_RAW DATA_
========

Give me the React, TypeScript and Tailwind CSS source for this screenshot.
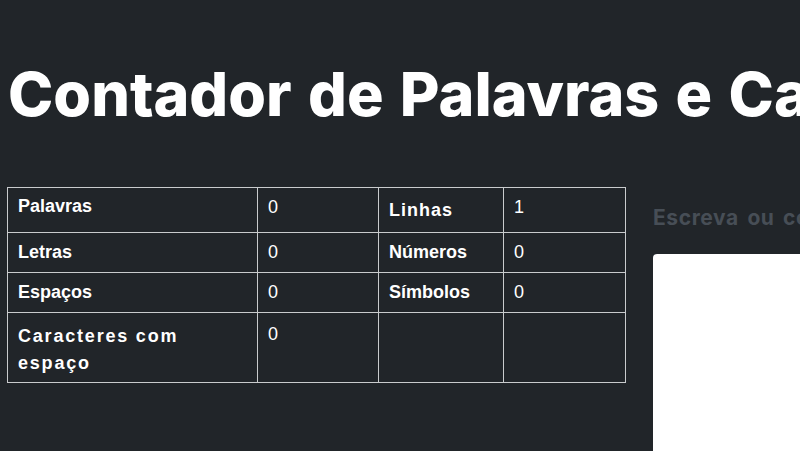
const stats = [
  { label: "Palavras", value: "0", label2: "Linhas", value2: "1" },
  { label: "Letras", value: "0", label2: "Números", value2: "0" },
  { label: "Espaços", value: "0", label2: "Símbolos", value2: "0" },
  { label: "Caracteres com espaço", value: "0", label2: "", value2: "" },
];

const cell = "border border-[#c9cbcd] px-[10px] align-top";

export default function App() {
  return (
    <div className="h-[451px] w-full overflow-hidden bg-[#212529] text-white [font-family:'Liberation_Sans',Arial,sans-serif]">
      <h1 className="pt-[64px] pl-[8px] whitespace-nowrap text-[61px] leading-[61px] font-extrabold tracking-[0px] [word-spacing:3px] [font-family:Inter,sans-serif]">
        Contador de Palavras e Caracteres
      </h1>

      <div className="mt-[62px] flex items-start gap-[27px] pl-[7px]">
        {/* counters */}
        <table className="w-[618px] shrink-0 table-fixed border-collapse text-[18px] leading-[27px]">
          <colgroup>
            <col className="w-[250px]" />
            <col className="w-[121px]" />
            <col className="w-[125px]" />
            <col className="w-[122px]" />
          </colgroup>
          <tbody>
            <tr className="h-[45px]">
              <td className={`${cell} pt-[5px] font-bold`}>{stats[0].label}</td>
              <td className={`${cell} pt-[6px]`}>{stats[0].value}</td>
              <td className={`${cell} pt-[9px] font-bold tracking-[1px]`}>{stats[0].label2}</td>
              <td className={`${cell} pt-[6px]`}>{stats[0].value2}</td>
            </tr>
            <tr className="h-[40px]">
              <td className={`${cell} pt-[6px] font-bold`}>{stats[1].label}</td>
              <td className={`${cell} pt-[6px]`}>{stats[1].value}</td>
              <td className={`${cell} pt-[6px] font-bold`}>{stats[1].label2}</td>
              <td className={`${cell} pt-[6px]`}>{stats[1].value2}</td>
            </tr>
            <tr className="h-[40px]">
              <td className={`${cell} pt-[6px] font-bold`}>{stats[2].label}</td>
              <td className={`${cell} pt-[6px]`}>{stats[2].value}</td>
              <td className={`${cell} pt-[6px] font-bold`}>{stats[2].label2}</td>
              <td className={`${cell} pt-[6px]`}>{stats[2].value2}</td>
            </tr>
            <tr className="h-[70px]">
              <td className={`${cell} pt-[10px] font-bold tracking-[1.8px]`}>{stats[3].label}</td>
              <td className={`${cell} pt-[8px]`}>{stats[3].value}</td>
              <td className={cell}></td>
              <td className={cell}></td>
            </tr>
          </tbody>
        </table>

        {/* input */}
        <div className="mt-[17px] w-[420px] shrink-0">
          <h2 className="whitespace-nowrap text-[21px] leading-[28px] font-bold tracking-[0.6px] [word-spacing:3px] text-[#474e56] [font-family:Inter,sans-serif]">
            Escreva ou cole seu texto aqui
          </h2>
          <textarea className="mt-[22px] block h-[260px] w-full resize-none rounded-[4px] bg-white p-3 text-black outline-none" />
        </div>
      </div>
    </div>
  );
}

========

_DO THIS_
Restate the full listing verbatim and drop every picture.

_CORRECT RESPONSE_
Give me the React, TypeScript and Tailwind CSS source for this screenshot.
const stats = [
  { label: "Palavras", value: "0", label2: "Linhas", value2: "1" },
  { label: "Letras", value: "0", label2: "Números", value2: "0" },
  { label: "Espaços", value: "0", label2: "Símbolos", value2: "0" },
  { label: "Caracteres com espaço", value: "0", label2: "", value2: "" },
];

const cell = "border border-[#c9cbcd] px-[10px] align-top";

export default function App() {
  return (
    <div className="h-[451px] w-full overflow-hidden bg-[#212529] text-white [font-family:'Liberation_Sans',Arial,sans-serif]">
      <h1 className="pt-[64px] pl-[8px] whitespace-nowrap text-[61px] leading-[61px] font-extrabold tracking-[0px] [word-spacing:3px] [font-family:Inter,sans-serif]">
        Contador de Palavras e Caracteres
      </h1>

      <div className="mt-[62px] flex items-start gap-[27px] pl-[7px]">
        {/* counters */}
        <table className="w-[618px] shrink-0 table-fixed border-collapse text-[18px] leading-[27px]">
          <colgroup>
            <col className="w-[250px]" />
            <col className="w-[121px]" />
            <col className="w-[125px]" />
            <col className="w-[122px]" />
          </colgroup>
          <tbody>
            <tr className="h-[45px]">
              <td className={`${cell} pt-[5px] font-bold`}>{stats[0].label}</td>
              <td className={`${cell} pt-[6px]`}>{stats[0].value}</td>
              <td className={`${cell} pt-[9px] font-bold tracking-[1px]`}>{stats[0].label2}</td>
              <td className={`${cell} pt-[6px]`}>{stats[0].value2}</td>
            </tr>
            <tr className="h-[40px]">
              <td className={`${cell} pt-[6px] font-bold`}>{stats[1].label}</td>
              <td className={`${cell} pt-[6px]`}>{stats[1].value}</td>
              <td className={`${cell} pt-[6px] font-bold`}>{stats[1].label2}</td>
              <td className={`${cell} pt-[6px]`}>{stats[1].value2}</td>
            </tr>
            <tr className="h-[40px]">
              <td className={`${cell} pt-[6px] font-bold`}>{stats[2].label}</td>
              <td className={`${cell} pt-[6px]`}>{stats[2].value}</td>
              <td className={`${cell} pt-[6px] font-bold`}>{stats[2].label2}</td>
              <td className={`${cell} pt-[6px]`}>{stats[2].value2}</td>
            </tr>
            <tr className="h-[70px]">
              <td className={`${cell} pt-[10px] font-bold tracking-[1.8px]`}>{stats[3].label}</td>
              <td className={`${cell} pt-[8px]`}>{stats[3].value}</td>
              <td className={cell}></td>
              <td className={cell}></td>
            </tr>
          </tbody>
        </table>

        {/* input */}
        <div className="mt-[17px] w-[420px] shrink-0">
          <h2 className="whitespace-nowrap text-[21px] leading-[28px] font-bold tracking-[0.6px] [word-spacing:3px] text-[#474e56] [font-family:Inter,sans-serif]">
            Escreva ou cole seu texto aqui
          </h2>
          <textarea className="mt-[22px] block h-[260px] w-full resize-none rounded-[4px] bg-white p-3 text-black outline-none" />
        </div>
      </div>
    </div>
  );
}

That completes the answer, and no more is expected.